── Information shown ──

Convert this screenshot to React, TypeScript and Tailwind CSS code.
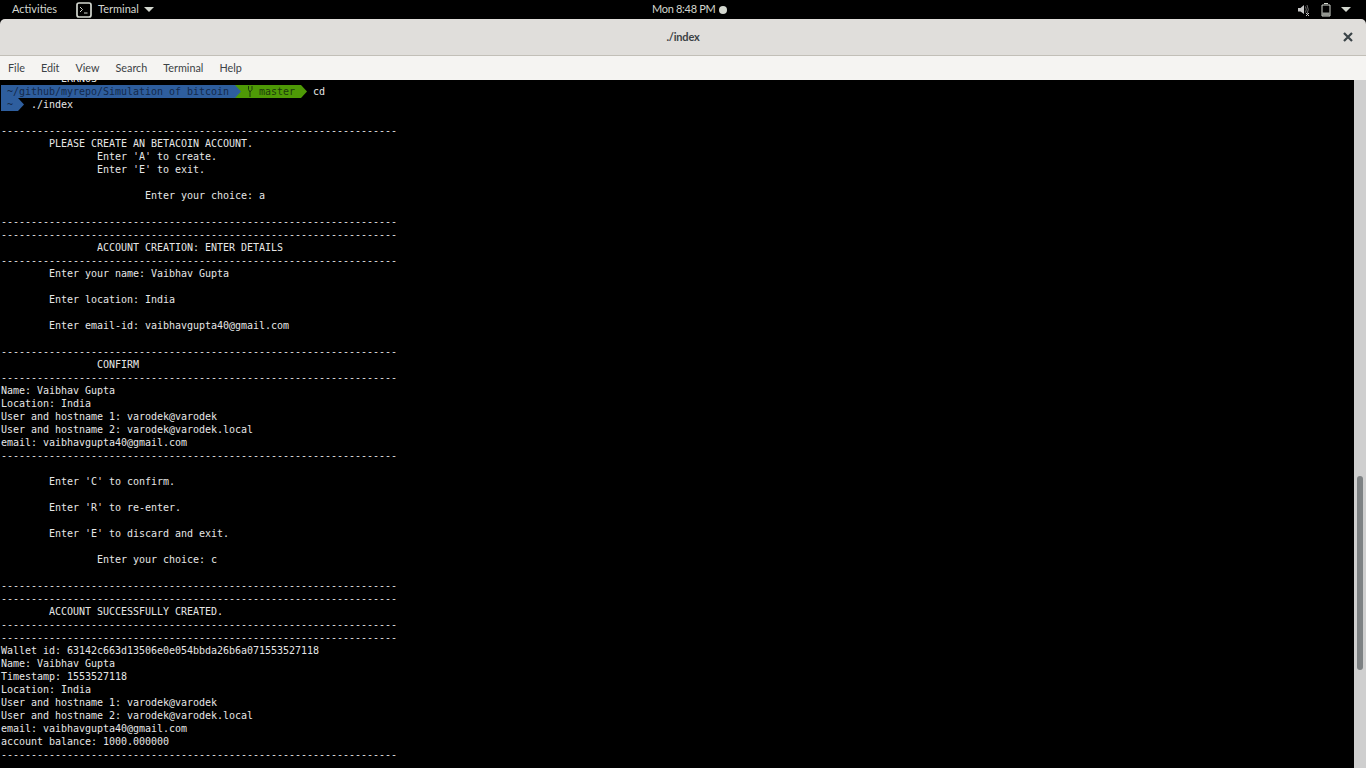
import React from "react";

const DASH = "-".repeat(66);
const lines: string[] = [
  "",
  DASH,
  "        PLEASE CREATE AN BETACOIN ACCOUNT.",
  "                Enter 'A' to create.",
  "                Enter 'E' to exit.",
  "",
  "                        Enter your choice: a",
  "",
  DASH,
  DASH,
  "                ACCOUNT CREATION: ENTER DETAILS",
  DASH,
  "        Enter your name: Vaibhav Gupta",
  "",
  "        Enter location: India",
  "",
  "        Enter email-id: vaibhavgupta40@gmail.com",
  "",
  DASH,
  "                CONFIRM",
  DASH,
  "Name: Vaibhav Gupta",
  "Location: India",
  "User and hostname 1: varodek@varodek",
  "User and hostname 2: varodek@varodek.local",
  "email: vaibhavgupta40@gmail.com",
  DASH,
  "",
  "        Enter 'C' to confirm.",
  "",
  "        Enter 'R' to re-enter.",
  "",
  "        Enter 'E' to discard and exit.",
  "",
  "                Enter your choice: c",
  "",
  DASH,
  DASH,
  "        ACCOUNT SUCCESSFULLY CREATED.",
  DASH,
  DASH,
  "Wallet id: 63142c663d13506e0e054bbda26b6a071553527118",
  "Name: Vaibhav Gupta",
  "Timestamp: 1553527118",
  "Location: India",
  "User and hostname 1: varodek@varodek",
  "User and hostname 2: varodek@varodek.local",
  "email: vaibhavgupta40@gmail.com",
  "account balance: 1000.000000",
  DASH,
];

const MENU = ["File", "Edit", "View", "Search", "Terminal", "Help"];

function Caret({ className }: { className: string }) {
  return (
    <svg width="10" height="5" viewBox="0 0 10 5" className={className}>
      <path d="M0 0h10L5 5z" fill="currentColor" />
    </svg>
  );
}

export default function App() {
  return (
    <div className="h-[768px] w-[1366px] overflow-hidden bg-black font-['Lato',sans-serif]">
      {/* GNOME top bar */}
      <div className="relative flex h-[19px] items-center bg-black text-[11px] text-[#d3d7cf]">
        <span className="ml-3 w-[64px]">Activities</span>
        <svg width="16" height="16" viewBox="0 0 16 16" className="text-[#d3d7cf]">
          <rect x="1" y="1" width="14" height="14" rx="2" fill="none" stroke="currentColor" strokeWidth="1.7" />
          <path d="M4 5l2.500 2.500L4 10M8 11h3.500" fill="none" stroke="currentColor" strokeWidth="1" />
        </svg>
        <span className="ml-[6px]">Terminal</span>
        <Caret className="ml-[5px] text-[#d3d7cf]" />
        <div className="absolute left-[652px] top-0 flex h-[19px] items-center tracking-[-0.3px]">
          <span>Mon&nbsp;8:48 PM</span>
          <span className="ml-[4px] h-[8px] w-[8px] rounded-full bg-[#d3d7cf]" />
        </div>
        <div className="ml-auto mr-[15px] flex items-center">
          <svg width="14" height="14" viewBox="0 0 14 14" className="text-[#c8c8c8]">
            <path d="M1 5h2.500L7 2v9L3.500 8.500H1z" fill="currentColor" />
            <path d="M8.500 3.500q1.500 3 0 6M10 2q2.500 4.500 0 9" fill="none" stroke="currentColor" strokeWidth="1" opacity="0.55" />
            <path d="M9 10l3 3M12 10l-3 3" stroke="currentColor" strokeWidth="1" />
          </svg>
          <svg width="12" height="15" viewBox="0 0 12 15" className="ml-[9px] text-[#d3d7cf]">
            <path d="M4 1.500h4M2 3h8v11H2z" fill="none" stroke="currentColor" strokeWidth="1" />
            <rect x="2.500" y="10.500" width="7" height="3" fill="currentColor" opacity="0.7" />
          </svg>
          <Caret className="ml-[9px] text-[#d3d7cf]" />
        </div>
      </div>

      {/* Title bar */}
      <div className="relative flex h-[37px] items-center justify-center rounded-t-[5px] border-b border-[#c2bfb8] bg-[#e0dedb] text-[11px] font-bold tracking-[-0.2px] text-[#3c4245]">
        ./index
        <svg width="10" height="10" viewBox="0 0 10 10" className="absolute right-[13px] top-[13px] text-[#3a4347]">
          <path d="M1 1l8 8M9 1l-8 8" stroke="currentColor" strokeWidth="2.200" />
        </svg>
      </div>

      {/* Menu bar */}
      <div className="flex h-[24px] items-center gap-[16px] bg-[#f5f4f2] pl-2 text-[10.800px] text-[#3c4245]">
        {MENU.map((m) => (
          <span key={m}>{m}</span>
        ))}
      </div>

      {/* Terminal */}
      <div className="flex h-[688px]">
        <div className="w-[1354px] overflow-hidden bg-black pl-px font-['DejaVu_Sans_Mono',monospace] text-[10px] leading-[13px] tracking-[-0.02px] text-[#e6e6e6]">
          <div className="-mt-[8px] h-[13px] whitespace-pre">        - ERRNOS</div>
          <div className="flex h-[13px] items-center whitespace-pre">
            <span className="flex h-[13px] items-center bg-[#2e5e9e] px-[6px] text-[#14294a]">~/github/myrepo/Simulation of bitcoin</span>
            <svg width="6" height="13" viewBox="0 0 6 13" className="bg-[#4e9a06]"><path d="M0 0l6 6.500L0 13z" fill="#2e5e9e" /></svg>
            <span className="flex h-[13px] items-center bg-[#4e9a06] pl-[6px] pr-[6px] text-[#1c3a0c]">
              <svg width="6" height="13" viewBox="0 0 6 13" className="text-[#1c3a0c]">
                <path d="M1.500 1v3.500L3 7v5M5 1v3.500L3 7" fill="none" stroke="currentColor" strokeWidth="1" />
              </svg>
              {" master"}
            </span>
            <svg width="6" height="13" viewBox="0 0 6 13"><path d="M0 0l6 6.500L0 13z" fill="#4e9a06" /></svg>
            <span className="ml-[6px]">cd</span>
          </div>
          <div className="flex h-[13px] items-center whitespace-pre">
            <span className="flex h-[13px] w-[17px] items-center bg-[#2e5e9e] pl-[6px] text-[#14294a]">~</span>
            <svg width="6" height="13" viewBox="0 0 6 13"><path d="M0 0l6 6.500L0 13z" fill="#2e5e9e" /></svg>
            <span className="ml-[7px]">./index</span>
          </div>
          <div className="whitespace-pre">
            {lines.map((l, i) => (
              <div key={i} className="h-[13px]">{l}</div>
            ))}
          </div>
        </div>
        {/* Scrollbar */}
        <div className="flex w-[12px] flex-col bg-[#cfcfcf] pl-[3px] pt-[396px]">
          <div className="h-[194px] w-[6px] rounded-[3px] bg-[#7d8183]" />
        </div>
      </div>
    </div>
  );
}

───

◆ **What to produce**
Pictures stay out. Repeat only the lines from the beginning of the data through the line that has "import React from".

◆ **Output of the exercise**
Convert this screenshot to React, TypeScript and Tailwind CSS code.
import React from "react";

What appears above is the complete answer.